(begin)
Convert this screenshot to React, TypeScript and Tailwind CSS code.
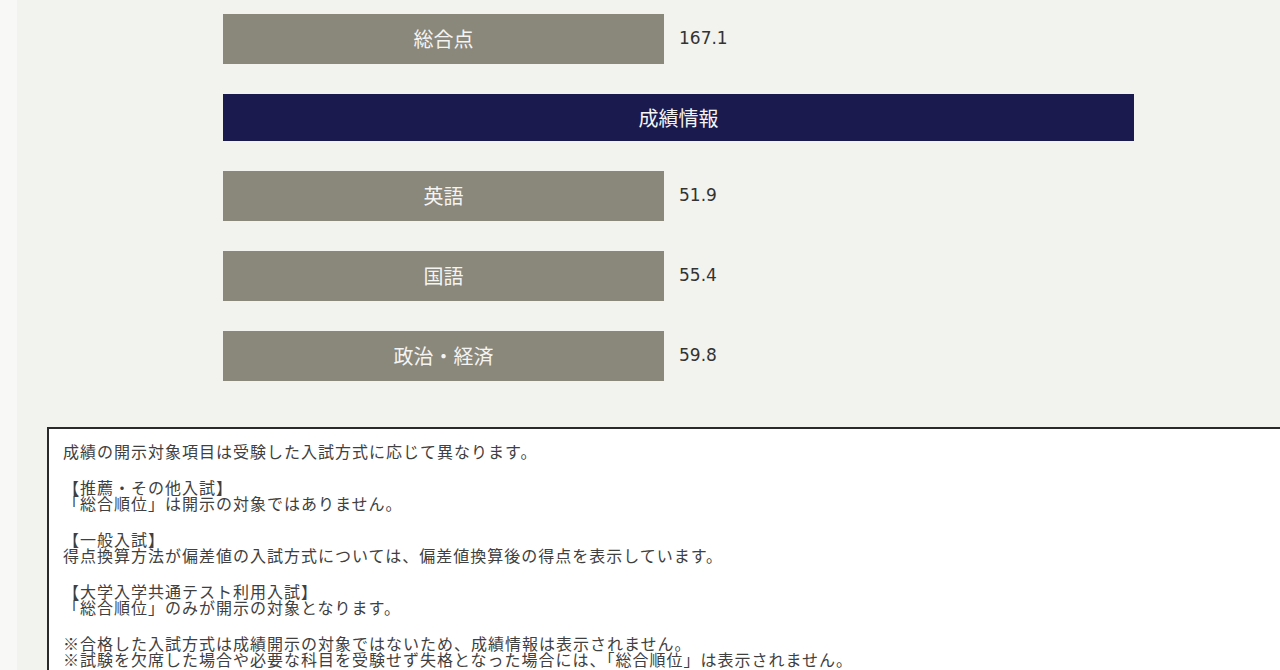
import React from 'react';

type Score = {
  label: string
  value: string
}

const subjects: Score[] = [
  { label: '英語', value: '51.9' },
  { label: '国語', value: '55.4' },
  { label: '政治・経済', value: '59.8' },
];

const jp = { fontFamily: '"Noto Sans CJK JP", "Noto Sans", sans-serif' };
const num = { fontFamily: '"DejaVu Sans", Verdana, sans-serif' };

const ScoreRow: React.FC<Score> = ({ label, value }) => (
  <div className="flex items-center">
    <div
      className="w-[441px] h-[50px] bg-[#8a877b] text-[#f4f4f2] text-[20px] flex items-center justify-center"
      style={jp}
    >
      {label}
    </div>
    <span className="ml-[15px] text-[17px] text-[#333333]" style={num}>
      {value}
    </span>
  </div>
);

const notes: string[][] = [
  ['成績の開示対象項目は受験した入試方式に応じて異なります。'],
  ['【推薦・その他入試】', '「総合順位」は開示の対象ではありません。'],
  ['【一般入試】', '得点換算方法が偏差値の入試方式については、偏差値換算後の得点を表示しています。'],
  ['【大学入学共通テスト利用入試】', '「総合順位」のみが開示の対象となります。'],
  [
    '※合格した入試方式は成績開示の対象ではないため、成績情報は表示されません。',
    '※試験を欠席した場合や必要な科目を受験せず失格となった場合には、「総合順位」は表示されません。',
  ],
];

const App: React.FC = () => {
  return (
    <div className="w-[1280px] h-[670px] overflow-hidden flex bg-[#f2f2ee]">
      {/* narrow page gutter */}
      <div className="w-[17px] shrink-0 bg-[#f8f8f6]" />

      <div className="flex-1 flex flex-col">
        <div className="pl-[206px] pt-[14px] flex flex-col gap-[30px]">
          <ScoreRow label="総合点" value="167.1" />

          <div
            className="w-[911px] h-[47px] bg-[#1b1a4f] text-[#f4f4f2] text-[20px] flex items-center justify-center"
            style={jp}
          >
            成績情報
          </div>

          {subjects.map((s) => (
            <ScoreRow key={s.label} label={s.label} value={s.value} />
          ))}
        </div>

        {/* notes box runs past the right edge of the viewport */}
        <div
          className="mt-[46px] ml-[30px] w-[1260px] shrink-0 flex-1 bg-white border-2 border-[#2a2a2a] pt-[14px] pl-[14px] text-[16px] leading-4 tracking-[1px] text-[#404040]"
          style={jp}
        >
          {notes.map((lines, i) => (
            <div key={i} className="mb-[20px]">
              {lines.map((line) => (
                <div key={line} className="whitespace-nowrap">
                  {line}
                </div>
              ))}
            </div>
          ))}
        </div>
      </div>
    </div>
  );
};

export default App;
(end)
> **Work required**:
Each line above is to be copied verbatim. Drop any image from the copy.

> **Complete output**:
Convert this screenshot to React, TypeScript and Tailwind CSS code.
import React from 'react';

type Score = {
  label: string
  value: string
}

const subjects: Score[] = [
  { label: '英語', value: '51.9' },
  { label: '国語', value: '55.4' },
  { label: '政治・経済', value: '59.8' },
];

const jp = { fontFamily: '"Noto Sans CJK JP", "Noto Sans", sans-serif' };
const num = { fontFamily: '"DejaVu Sans", Verdana, sans-serif' };

const ScoreRow: React.FC<Score> = ({ label, value }) => (
  <div className="flex items-center">
    <div
      className="w-[441px] h-[50px] bg-[#8a877b] text-[#f4f4f2] text-[20px] flex items-center justify-center"
      style={jp}
    >
      {label}
    </div>
    <span className="ml-[15px] text-[17px] text-[#333333]" style={num}>
      {value}
    </span>
  </div>
);

const notes: string[][] = [
  ['成績の開示対象項目は受験した入試方式に応じて異なります。'],
  ['【推薦・その他入試】', '「総合順位」は開示の対象ではありません。'],
  ['【一般入試】', '得点換算方法が偏差値の入試方式については、偏差値換算後の得点を表示しています。'],
  ['【大学入学共通テスト利用入試】', '「総合順位」のみが開示の対象となります。'],
  [
    '※合格した入試方式は成績開示の対象ではないため、成績情報は表示されません。',
    '※試験を欠席した場合や必要な科目を受験せず失格となった場合には、「総合順位」は表示されません。',
  ],
];

const App: React.FC = () => {
  return (
    <div className="w-[1280px] h-[670px] overflow-hidden flex bg-[#f2f2ee]">
      {/* narrow page gutter */}
      <div className="w-[17px] shrink-0 bg-[#f8f8f6]" />

      <div className="flex-1 flex flex-col">
        <div className="pl-[206px] pt-[14px] flex flex-col gap-[30px]">
          <ScoreRow label="総合点" value="167.1" />

          <div
            className="w-[911px] h-[47px] bg-[#1b1a4f] text-[#f4f4f2] text-[20px] flex items-center justify-center"
            style={jp}
          >
            成績情報
          </div>

          {subjects.map((s) => (
            <ScoreRow key={s.label} label={s.label} value={s.value} />
          ))}
        </div>

        {/* notes box runs past the right edge of the viewport */}
        <div
          className="mt-[46px] ml-[30px] w-[1260px] shrink-0 flex-1 bg-white border-2 border-[#2a2a2a] pt-[14px] pl-[14px] text-[16px] leading-4 tracking-[1px] text-[#404040]"
          style={jp}
        >
          {notes.map((lines, i) => (
            <div key={i} className="mb-[20px]">
              {lines.map((line) => (
                <div key={line} className="whitespace-nowrap">
                  {line}
                </div>
              ))}
            </div>
          ))}
        </div>
      </div>
    </div>
  );
};

export default App;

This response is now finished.